Jane Russell made her busty film debut in a cantilevered bra designed by producer/director Howard Hughes. Cleavage & censorship delayed wide release for a few years, but also created lots of buzz, if not enough to earn out wildly inflated costs on this slightly deranged, seriously inept Western. Begun by Howard Hawks as a tricked out Billy the Kid fable, scripter Jules Furthman added Doc Holliday to the usual mix (Walter Huston guying every line) to join Pat Garrett (Thomas Mitchell having fits of jealousy toward both) and a surprise ‘happy’ ending. Hawks, after discovering fresh leads: Russell as well as Jack Buetel, his willowy, young Billy (pretty as the slim hipped gals Hawks tended to marry or cast in his pics), left after a week’s shooting, handing it over to the interfering Hughes. And take over he did, on his second, and mercifully last, directing gig. Slathering Tchaikovsky over every longing glance when he wasn’t forcing composer Victor Young to Mickey Mouse every tiny gag. Luring cinematographer Gregg Toland into frame-breaking push-in close ups of youthful lust; amid his general all-thumbs staging of the risible action & dialogue as Russell, Huston & Mitchell preen for Billy’s ‘attentions.’ Berserk or betraying Hughes’ true callings? It might be campy fun at half the length, but at nearly two hours, it drags something awful. Russell eventually figured out how to come across on screen, after her features firmed up, but poor Jack Buetel was a goner from the start.
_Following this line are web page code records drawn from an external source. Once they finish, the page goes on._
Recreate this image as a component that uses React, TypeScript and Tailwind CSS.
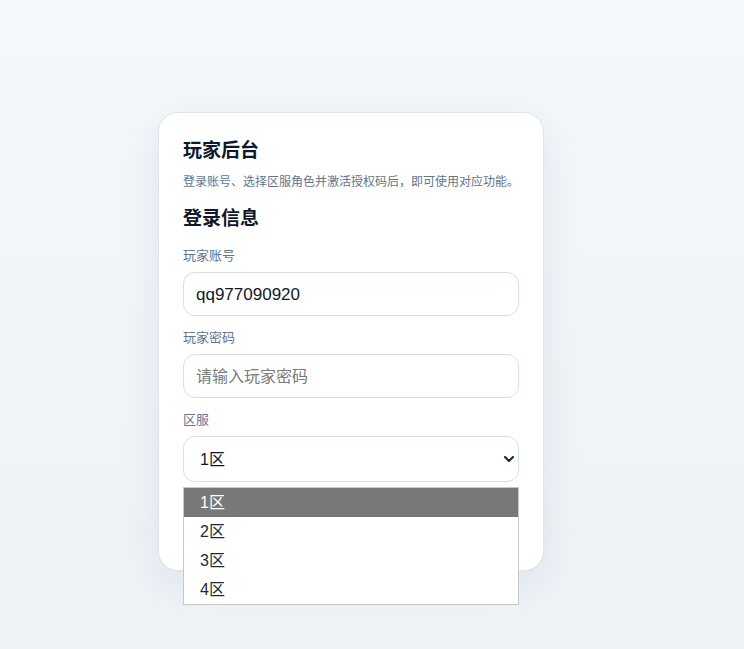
import { useState } from 'react';

const ZONES = ['1区', '2区', '3区', '4区'];

const FONT = '"Liberation Sans", "Noto Sans CJK SC", sans-serif';

export default function App() {
  const [account, setAccount] = useState('qq977090920');
  const [password, setPassword] = useState('');
  const [zone, setZone] = useState('1区');

  return (
    <div
      className="min-h-[649px] w-full bg-gradient-to-b from-[#f4f7fb] to-[#eef2f7] pt-[112px]"
      style={{ fontFamily: FONT }}
    >
      {/* Card */}
      <div className="ml-[158px] w-[386px] rounded-[20px] border border-[#dbe4f0] bg-white px-[24px] pt-[24px] pb-[24px] shadow-[0_12px_40px_rgba(30,50,90,0.08)]">
        <h1 className="text-[19px] leading-[28px] font-bold text-[#0f172a]">玩家后台</h1>
        <p className="mt-[8px] text-[12px] leading-[18px] text-[#64748b]">
          登录账号、选择区服角色并激活授权码后，即可使用对应功能。
        </p>

        <h2 className="mt-[14px] text-[19px] leading-[28px] font-bold text-[#0f172a]">登录信息</h2>

        <label className="mt-[13px] block text-[13px] leading-[20px] text-[#64748b]">玩家账号</label>
        <input
          value={account}
          onChange={(e) => setAccount(e.target.value)}
          className="mt-[6px] block h-[44px] w-full rounded-[12px] border border-[#d3deed] px-[12px] pt-[2px] text-[17px] text-[#0f172a] outline-none"
        />

        <label className="mt-[12px] block text-[13px] leading-[20px] text-[#64748b]">玩家密码</label>
        <input
          type="password"
          value={password}
          onChange={(e) => setPassword(e.target.value)}
          placeholder="请输入玩家密码"
          className="mt-[6px] block h-[44px] w-full rounded-[12px] border border-[#d3deed] px-[12px] pt-[2px] text-[17px] text-[#0f172a] outline-none placeholder:text-[16px] placeholder:text-[#7a7a7a]"
        />

        <label className="mt-[12px] block text-[13px] leading-[20px] text-[#64748b]">区服</label>
        <div className="relative mt-[6px]">
          <select
            value={zone}
            onChange={(e) => setZone(e.target.value)}
            className="block h-[46px] w-full appearance-none rounded-[12px] border border-[#d3deed] bg-white pl-[16px] pt-[1px] text-[16px] text-[#0f172a] outline-none"
          >
            {ZONES.map((z) => (
              <option key={z} value={z}>
                {z}
              </option>
            ))}
          </select>
          <svg
            className="pointer-events-none absolute top-[19px] right-[4px] h-[8px] w-[12px]"
            viewBox="0 0 12 8"
            fill="none"
          >
            <path d="M2 2l4 4 4-4" stroke="#1e293b" strokeWidth="2.2" strokeLinecap="round" strokeLinejoin="round" />
          </svg>

          {/* Open listbox */}
          <div className="absolute top-[51px] left-0 z-10 w-full border border-[#c8c8c8] bg-white">
            {ZONES.map((z) => (
              <div
                key={z}
                className={
                  z === zone
                    ? 'h-[29px] bg-[#787878] pl-[16px] text-[16px] leading-[29px] text-white'
                    : 'h-[29px] pl-[16px] text-[16px] leading-[29px] text-[#1f2937]'
                }
              >
                {z}
              </div>
            ))}
          </div>
        </div>

        <button className="mt-[18px] block h-[46px] w-full rounded-[12px] bg-[#2563eb] text-[16px] text-white">
          登录
        </button>
      </div>
    </div>
  );
}
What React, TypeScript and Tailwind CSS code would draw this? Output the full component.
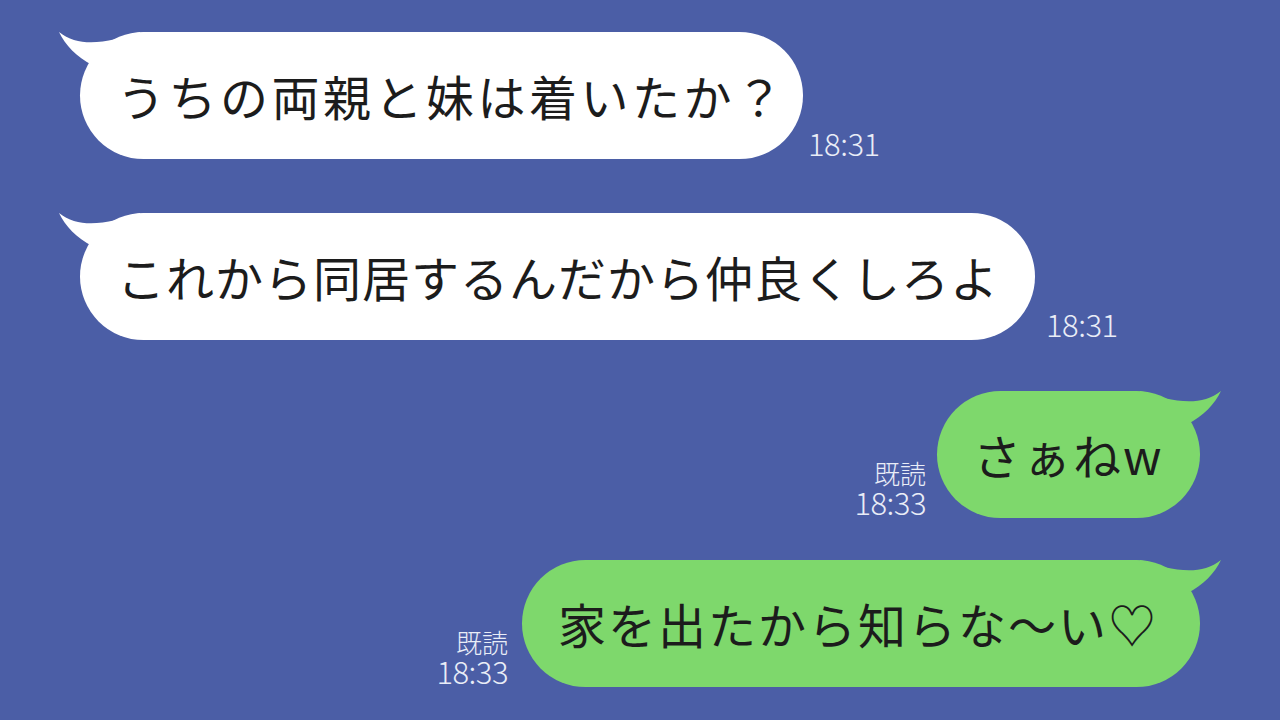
const jp = '"Noto Sans CJK JP", "Noto Sans", sans-serif';

type Side = 'left' | 'right';

function Tail({ side, color }: { side: Side; color: string }) {
  // little hooked tail on the top corner of a bubble
  return (
    <svg
      width="90"
      height="40"
      viewBox="0 0 90 40"
      className={
        side === 'left'
          ? 'absolute left-[-22px] top-0'
          : 'absolute right-[-22px] top-0 -scale-x-100'
      }
    >
      <path d="M1 0 C7 13 19 25 34 33 L82 33 L82 0 C52 10 22 17 1 0 Z" fill={color} />
    </svg>
  );
}

function Bubble({
  side,
  text,
  width,
  tracking = 'tracking-[1px]',
}: {
  side: Side;
  text: string;
  width: string;
  tracking?: string;
}) {
  const color = side === 'left' ? '#ffffff' : '#7ed86c';
  return (
    <div
      className={`relative h-[127px] ${width} rounded-full flex items-center ${
        side === 'left' ? 'bg-white pl-[37px]' : 'bg-[#7ed86c] pl-[36px]'
      }`}
    >
      <Tail side={side} color={color} />
      <span
        className={`relative -mt-[2px] text-[48px] leading-none text-[#1c1c1c] whitespace-nowrap ${tracking}`}
        style={{ fontFamily: jp }}
      >
        {text}
      </span>
    </div>
  );
}

function Time({ value }: { value: string }) {
  return (
    <span
      className="block text-[31px] leading-none font-light text-[#e9edf7] tracking-[-0.5px]"
      style={{ fontFamily: jp }}
    >
      {value}
    </span>
  );
}

function ReadMeta({ time }: { time: string }) {
  return (
    <div className="flex flex-col items-end mb-[1px]" style={{ fontFamily: jp }}>
      <span className="block text-[26px] leading-none font-light text-[#e9edf7]">既読</span>
      <Time value={time} />
    </div>
  );
}

export default function App() {
  return (
    <div className="w-[1280px] h-[720px] bg-[#4b5ea6] overflow-hidden flex flex-col">
      <div className="mt-[32px] pl-[80px] flex items-end gap-[5px]">
        <Bubble side="left" width="w-[723px]" text="うちの両親と妹は着いたか？" tracking="tracking-[3.5px]" />
        <div className="mb-[1px]">
          <Time value="18:31" />
        </div>
      </div>

      <div className="mt-[54px] pl-[80px] flex items-end gap-[11px]">
        <Bubble side="left" width="w-[955px]" text="これから同居するんだから仲良くしろよ" />
        <div className="mb-[1px]">
          <Time value="18:31" />
        </div>
      </div>

      <div className="mt-[51px] pr-[80px] flex items-end justify-end gap-[11px]">
        <ReadMeta time="18:33" />
        <Bubble side="right" width="w-[263px]" text="さぁねw" tracking="tracking-[2px]" />
      </div>

      <div className="mt-[42px] pr-[80px] flex items-end justify-end gap-[14px]">
        <ReadMeta time="18:33" />
        <Bubble side="right" width="w-[678px]" text="家を出たから知らな〜い♡" tracking="tracking-[2px]" />
      </div>
    </div>
  );
}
ATTENTION MUST BE PAID: Lines like ‘Best you gotta cut his clothes off,’ as Russell moves in on sickly, supine Billy or ‘Shall we pull on the last cuckoo,’ before pistols are drawn must have been added to help get this one banned in Boston for the sake of publicity.

DOUBLE-BILL: Hughes' only other directing gig was the WWI aviation epic HELL’S ANGELS/’30, with Edmund Goulding & James Whale handling most of the Early Talkie dialogue scenes & Jean Harlow getting the sexy dish career push treatment.